In one of the cases cited in this paragraph, the proceeding was entitled "Hayes v. Hayes" as in the main equity proceeding. It would not have been improper to have styled the proceeding as "Inre Hayes" and to have docketed it separately, but that was not necessary. Hayes v. Hayes, supra, 15; Phillips S. T.P. Co. v.Amalgamated Assn., supra, 343.

With reference to the punishment of persons adjudged guilty of contempt, it has been the general rule that the courts have inherent power to impose a penalty reasonably commensurate with the gravity of the offense. It will be observed that for violation of direct contempt under Section 12136, General Code, the punishment for such or constructive contempt embraced therein is wholly within the discretion of the court. 9 Ohio Jurisprudence, 135, Section 73.

The United States Supreme Court has said that a judgment of contempt should not be disturbed except in case of a clear miscarriage of justice. Conley v. United States, supra, paragraph 14 of the syllabus; Froelich v. United States, supra.

Therefore, in the absence of constitutional permission, the Legislature cannot destroy, abridge, or limit the inherent power of courts to punish for contempt, although it may regulate the exercise of such power and enlarge it beyond its inherent scope.

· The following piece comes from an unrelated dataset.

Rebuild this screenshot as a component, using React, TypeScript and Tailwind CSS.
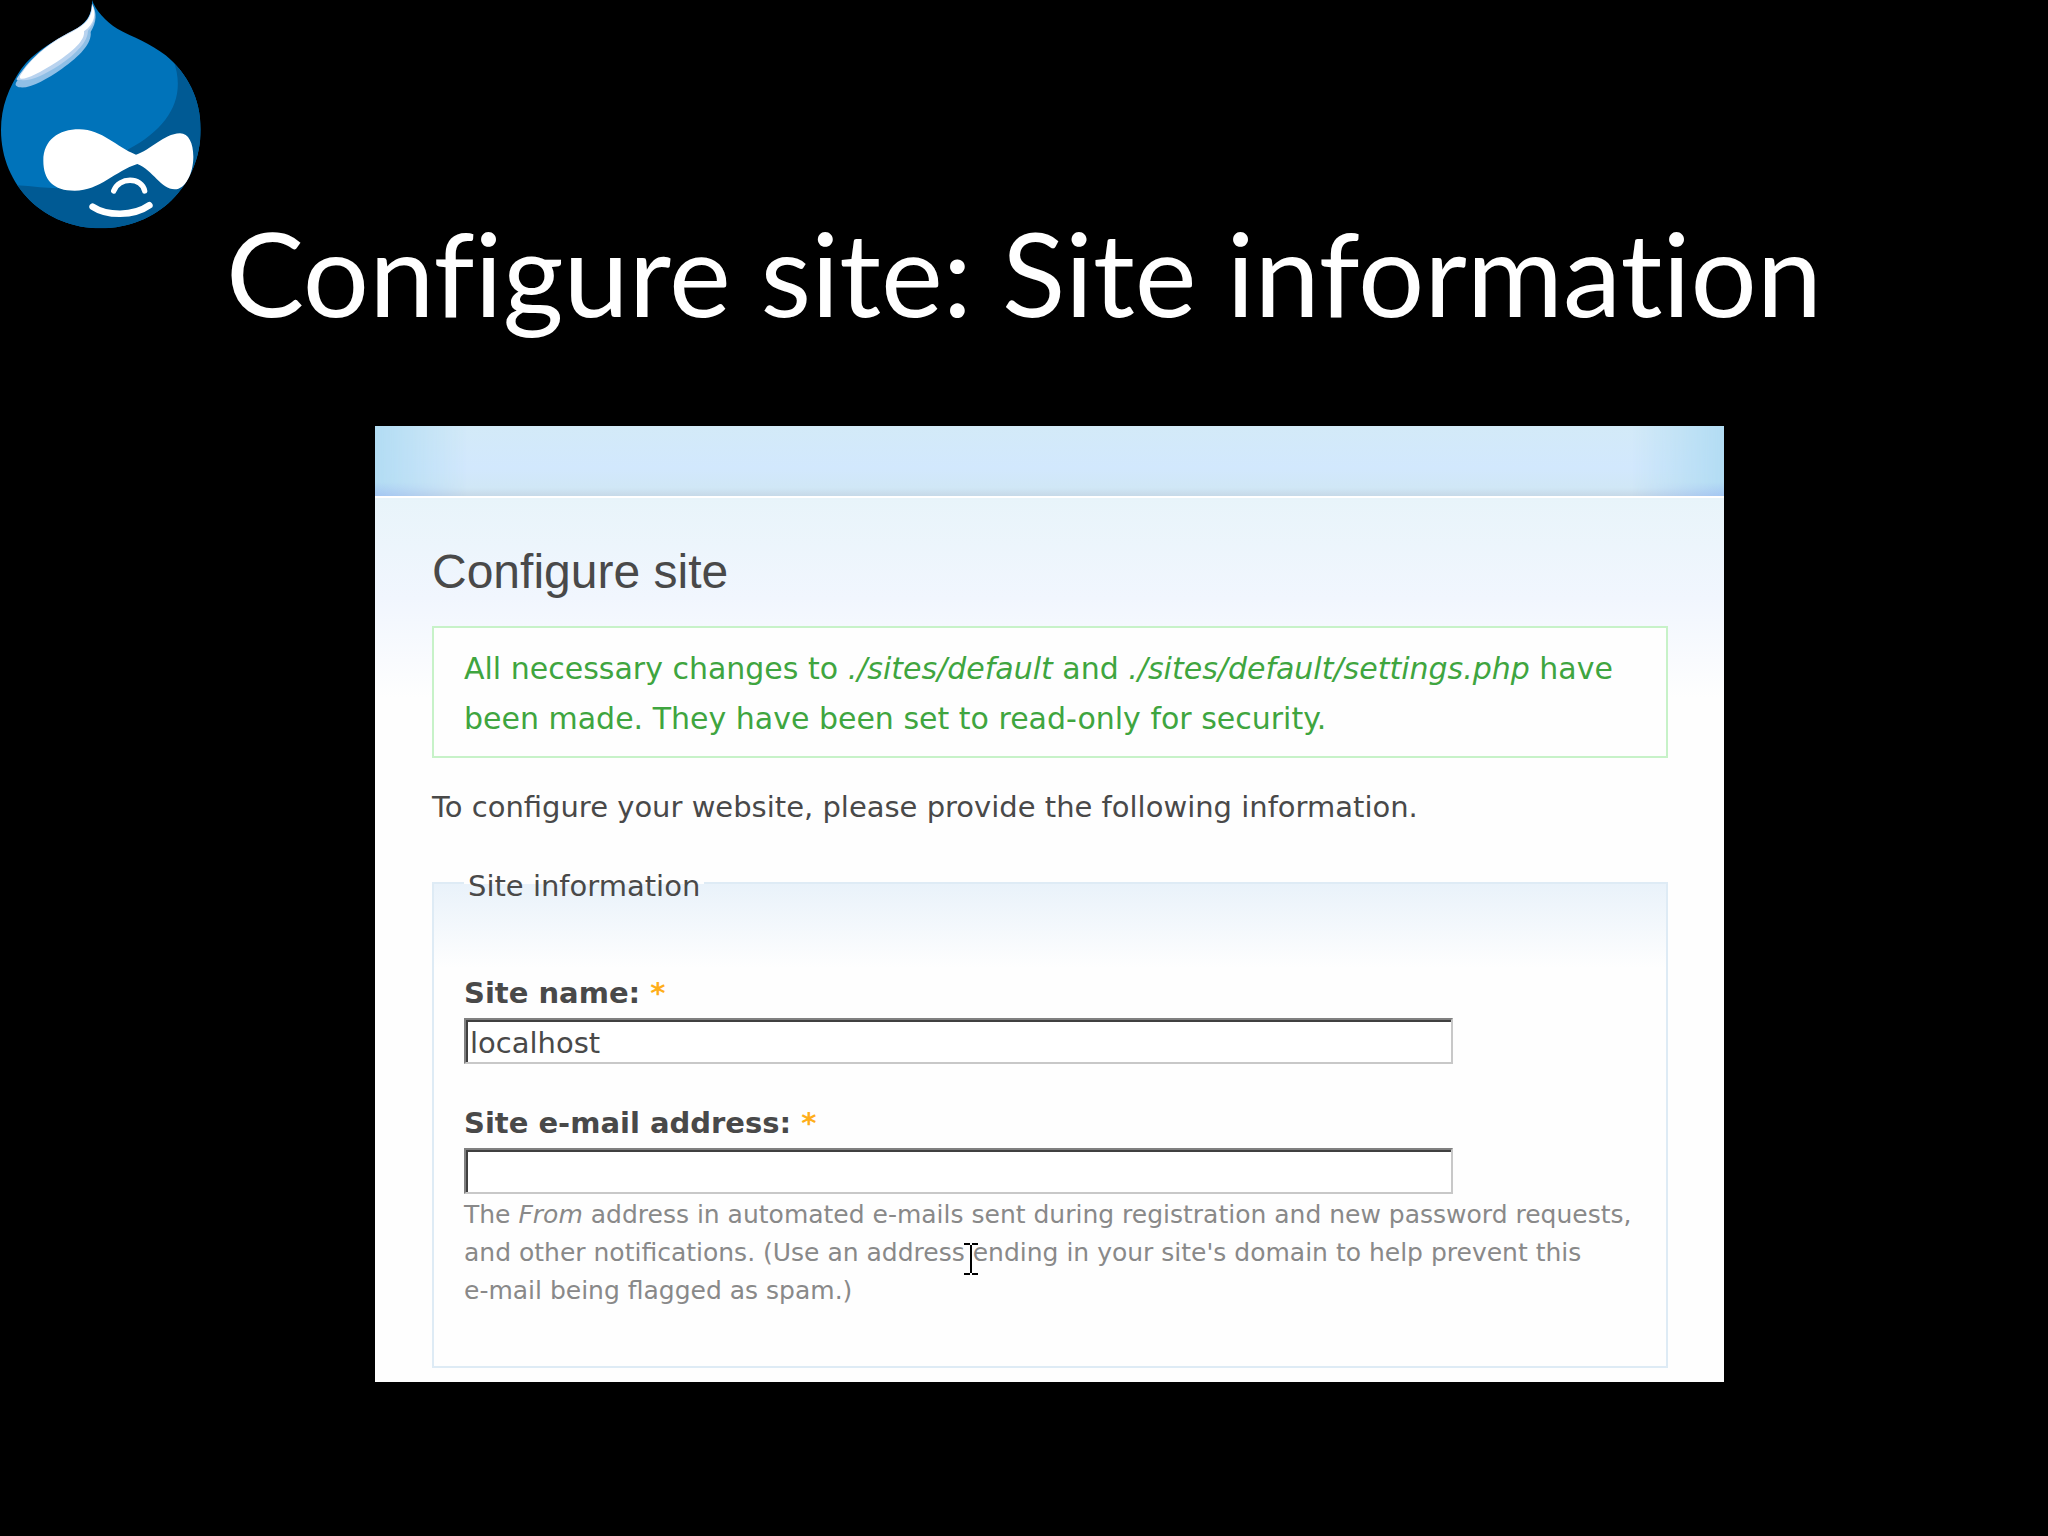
const DropLogo = () => (
  <svg
    className="h-[240px] w-[220px]"
    viewBox="0 0 660 720"
    role="img"
    aria-label="Drupal"
  >
    <defs>
      <clipPath id="drop">
        <path d="M276 0C286 30 318 66 352 86C400 112 452 130 497 166C562 220 602 296 602 388C602 560 470 685 303 685C134 685 3 558 3 390C3 320 26 262 64 206C100 158 150 130 204 102C252 78 278 50 276 0Z" />
      </clipPath>
    </defs>
    <g clipPath="url(#drop)">
      <rect width="660" height="720" fill="#0073ba" />
      <path
        d="M520 180C560 290 510 380 385 448L290 556C200 575 120 560 50 556L60 720H660V180Z"
        fill="#005a94"
      />
    </g>
    <path
      d="M48 248C100 160 160 122 215 94C262 70 274 50 276 10C292 40 290 66 272 96C276 130 240 168 186 206C140 238 90 266 60 262C50 260 44 256 48 248Z"
      fill="#8fbfe6"
    />
    <path
      d="M50 236C100 160 160 122 215 94C262 70 274 50 276 12C290 40 288 66 264 92C264 124 230 160 180 194C130 226 90 244 64 240C54 240 48 240 50 236Z"
      fill="#b9d3ef"
    />
    <path
      d="M62 224C104 160 160 124 215 96C262 72 276 50 277 14C289 44 284 70 252 94C256 120 220 154 170 186C120 218 84 236 66 236C58 236 58 230 62 224Z"
      fill="#fff"
    />
    <path
      d="M130 482C130 420 176 388 238 388C306 388 350 442 408 464C450 452 490 402 540 400C566 400 580 430 580 470C580 520 556 568 524 568C484 568 458 510 412 492C346 512 300 572 224 572C160 572 130 540 130 482Z"
      fill="#fff"
    />
    <path
      d="M341 573C356 530 426 530 434 573"
      fill="none"
      stroke="#fff"
      strokeWidth="16"
      strokeLinecap="round"
    />
    <path
      d="M278 620C320 648 400 650 448 616"
      fill="none"
      stroke="#fff"
      strokeWidth="20"
      strokeLinecap="round"
    />
  </svg>
);

const TextCursor = () => (
  <svg
    className="absolute top-[46px] left-[499px] h-[34px] w-[16px]"
    viewBox="0 0 16 34"
    fill="none"
    stroke="#000"
    strokeWidth="2"
    aria-hidden="true"
  >
    <path d="M1 2H7M9 2H15M8 3V31M1 32H7M9 32H15" />
  </svg>
);

const Required = () => (
  <span className="text-[#ffae1a]" title="This field is required.">
    *
  </span>
);

const inputClass =
  'block h-[46px] w-full max-w-[989px] border-2 border-t-[#808080] border-r-[#c8c8c8] border-b-[#c8c8c8] border-l-[#808080] bg-white pt-1 pl-1 text-[29px] text-[#494949] shadow-[inset_2px_2px_0_#404040] outline-none';

const ConfigureForm = () => (
  <section className="bg-[#fefefe] font-['DejaVu_Sans',sans-serif] text-[29px] text-[#494949]">
    <div className="flex h-[70px] justify-between bg-[linear-gradient(#d3eaf8,#d2e8fd_60%,#d0e7f6_88%,#c6d9e8)]">
      <div className="w-[92px] bg-linear-to-b from-[#b2dcf3] from-80% to-[#a4c6f2] mask-r-from-0%" />
      <div className="w-[92px] bg-linear-to-b from-[#b2dcf3] from-80% to-[#a4c6f2] mask-l-from-0%" />
    </div>
    <div className="border-t-2 border-white bg-[linear-gradient(#e8f4fa,#f1f6fe_100px,#fefefe_200px)] pt-12 pr-14 pb-[14px] pl-[57px]">
      <h2 className="font-['Liberation_Sans',sans-serif] text-5xl leading-[52px]">
        Configure site
      </h2>
      <p className="mt-7 border-2 border-[#c7f2c8] bg-[#fefefe] px-[30px] pt-4 pb-3 text-[30px] leading-[50px] text-[#3fa53f]">
        All necessary changes to <em>./sites/default</em> and{' '}
        <em>./sites/default/settings.php</em> have been made. They have been set
        to read-only for security.
      </p>
      <p className="mt-6 leading-[50px]">
        To configure your website, please provide the following information.
      </p>
      <fieldset className="mt-7 border-2 border-[#deebf5] bg-[linear-gradient(#e9f2fa,#fefefe_84px)] px-[30px] pb-14">
        <legend className="px-1 pt-[6px] leading-[40px]">
          Site information
        </legend>
        <div className="pt-[62px]">
          <label htmlFor="site-name" className="block leading-[50px] font-bold">
            Site name: <Required />
          </label>
          <input
            id="site-name"
            type="text"
            defaultValue="localhost"
            className={inputClass}
          />
        </div>
        <div className="pt-[34px]">
          <label htmlFor="site-mail" className="block leading-[50px] font-bold">
            Site e-mail address: <Required />
          </label>
          <input id="site-mail" type="email" className={inputClass} />
          <div className="relative mt-[2px] text-[25px] leading-[38px] text-[#898989]">
            The <em>From</em> address in automated e-mails sent during
            registration and new password requests, and other notifications.
            (Use an address ending in your site's domain to help prevent this{' '}
            <span className="whitespace-nowrap">e-mail</span> being flagged as
            spam.)
            <TextCursor />
          </div>
        </div>
      </fieldset>
    </div>
  </section>
);

const App = () => (
  <main className="min-h-screen bg-black pb-16">
    <header className="flex flex-col">
      <DropLogo />
      <h1 className="-mt-7 text-center font-['Lato',sans-serif] text-[117px] leading-[120px] text-white [font-variant-ligatures:none]">
        Configure site: Site information
      </h1>
    </header>
    <div className="mt-[94px] pr-[324px] pl-[375px]">
      <ConfigureForm />
    </div>
  </main>
);

export default App;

Statutes purporting to confer power to punish acts which are within the purview of the court's inherent power are held to be merely confirmatory of the common law. 17 Corpus Juris Secundum, 58, Section 43-b. *407

It is the opinion of the court that the unprovoked assault and battery upon an officer of the court, Lutz, at the time and place and under the circumstances is a contempt of court of the most serious nature.

As an officer of the court, Lutz, representing his client, Madeline Beach, was in the performance of his duty in assisting or attempting to assist in the execution of a command issued by the judge who had jurisdiction and administrative control at the time over the persons and the children in a case pending in court.

There being no prejudicial error in the proceedings or disclosed by the record, the judgment of the Common Pleas Court is affirmed.

Judgment affirmed.

MIDDLETON, P.J., and GUERNSEY, J., concur.